Locate all lines with the word "styles". Copy them.
-- START Recorded data --
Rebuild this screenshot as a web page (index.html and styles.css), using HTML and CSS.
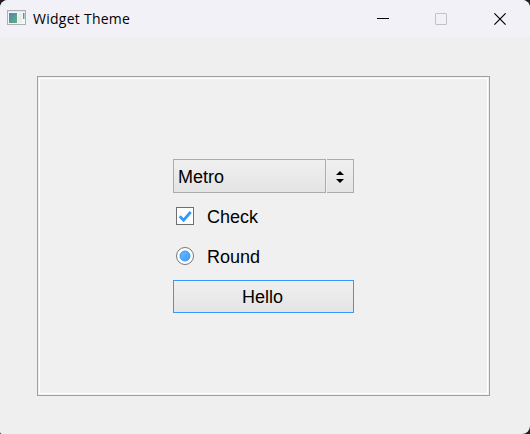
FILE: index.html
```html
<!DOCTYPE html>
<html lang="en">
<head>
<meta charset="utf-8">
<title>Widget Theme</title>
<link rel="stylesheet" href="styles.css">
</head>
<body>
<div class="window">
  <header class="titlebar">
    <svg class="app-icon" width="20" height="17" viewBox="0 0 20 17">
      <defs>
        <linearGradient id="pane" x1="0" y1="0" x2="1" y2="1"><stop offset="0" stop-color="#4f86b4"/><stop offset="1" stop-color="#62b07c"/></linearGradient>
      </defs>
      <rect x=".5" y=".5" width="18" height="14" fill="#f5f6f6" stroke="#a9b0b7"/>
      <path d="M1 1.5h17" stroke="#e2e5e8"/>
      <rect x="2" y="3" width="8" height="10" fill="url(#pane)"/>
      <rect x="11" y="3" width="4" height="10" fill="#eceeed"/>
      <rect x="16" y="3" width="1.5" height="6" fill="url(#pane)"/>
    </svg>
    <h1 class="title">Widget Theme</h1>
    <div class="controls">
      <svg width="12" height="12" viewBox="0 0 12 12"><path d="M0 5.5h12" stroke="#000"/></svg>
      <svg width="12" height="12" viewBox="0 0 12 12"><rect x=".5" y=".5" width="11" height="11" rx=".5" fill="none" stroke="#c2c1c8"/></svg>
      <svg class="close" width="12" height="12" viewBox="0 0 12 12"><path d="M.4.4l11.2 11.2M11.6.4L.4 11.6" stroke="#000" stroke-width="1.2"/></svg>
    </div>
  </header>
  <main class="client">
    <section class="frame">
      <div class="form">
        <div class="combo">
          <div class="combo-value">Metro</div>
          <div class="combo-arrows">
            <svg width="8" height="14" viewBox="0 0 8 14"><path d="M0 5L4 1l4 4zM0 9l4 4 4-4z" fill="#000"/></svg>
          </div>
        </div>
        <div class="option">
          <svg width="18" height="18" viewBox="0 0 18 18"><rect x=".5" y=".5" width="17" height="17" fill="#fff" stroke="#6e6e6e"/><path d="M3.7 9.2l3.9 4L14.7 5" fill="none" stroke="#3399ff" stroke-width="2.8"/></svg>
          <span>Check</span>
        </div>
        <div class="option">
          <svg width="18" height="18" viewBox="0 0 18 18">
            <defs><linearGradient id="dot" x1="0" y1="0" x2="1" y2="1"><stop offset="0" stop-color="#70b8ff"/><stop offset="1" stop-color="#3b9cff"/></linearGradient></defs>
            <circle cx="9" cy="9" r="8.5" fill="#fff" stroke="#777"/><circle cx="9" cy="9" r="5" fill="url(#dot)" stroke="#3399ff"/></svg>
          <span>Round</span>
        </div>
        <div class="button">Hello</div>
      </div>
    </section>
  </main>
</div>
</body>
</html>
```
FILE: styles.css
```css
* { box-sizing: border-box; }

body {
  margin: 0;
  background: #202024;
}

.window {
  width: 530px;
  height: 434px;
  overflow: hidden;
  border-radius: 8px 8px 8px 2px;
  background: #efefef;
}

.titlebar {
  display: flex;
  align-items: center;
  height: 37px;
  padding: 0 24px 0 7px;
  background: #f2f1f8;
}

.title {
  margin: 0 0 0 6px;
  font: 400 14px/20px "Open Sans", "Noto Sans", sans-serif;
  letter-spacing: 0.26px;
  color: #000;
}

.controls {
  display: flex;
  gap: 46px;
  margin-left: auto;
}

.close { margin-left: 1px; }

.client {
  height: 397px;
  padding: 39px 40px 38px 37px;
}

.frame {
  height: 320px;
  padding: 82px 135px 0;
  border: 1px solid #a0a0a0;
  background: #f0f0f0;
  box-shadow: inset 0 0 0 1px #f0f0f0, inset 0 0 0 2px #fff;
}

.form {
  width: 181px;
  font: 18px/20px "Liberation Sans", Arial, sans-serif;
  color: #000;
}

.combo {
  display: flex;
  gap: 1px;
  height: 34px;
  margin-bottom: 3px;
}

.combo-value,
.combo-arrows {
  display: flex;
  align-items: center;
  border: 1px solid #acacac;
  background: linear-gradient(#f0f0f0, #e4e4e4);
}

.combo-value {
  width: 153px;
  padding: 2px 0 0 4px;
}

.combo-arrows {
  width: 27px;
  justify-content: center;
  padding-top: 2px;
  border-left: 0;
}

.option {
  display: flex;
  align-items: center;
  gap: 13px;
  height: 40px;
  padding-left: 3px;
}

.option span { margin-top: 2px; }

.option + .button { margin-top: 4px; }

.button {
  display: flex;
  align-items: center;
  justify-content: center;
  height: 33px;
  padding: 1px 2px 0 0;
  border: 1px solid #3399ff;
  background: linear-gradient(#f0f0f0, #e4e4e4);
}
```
-- END Recorded data --
**Result below**
Rebuild this screenshot as a web page (index.html and styles.css), using HTML and CSS.
<link rel="stylesheet" href="styles.css">
FILE: styles.css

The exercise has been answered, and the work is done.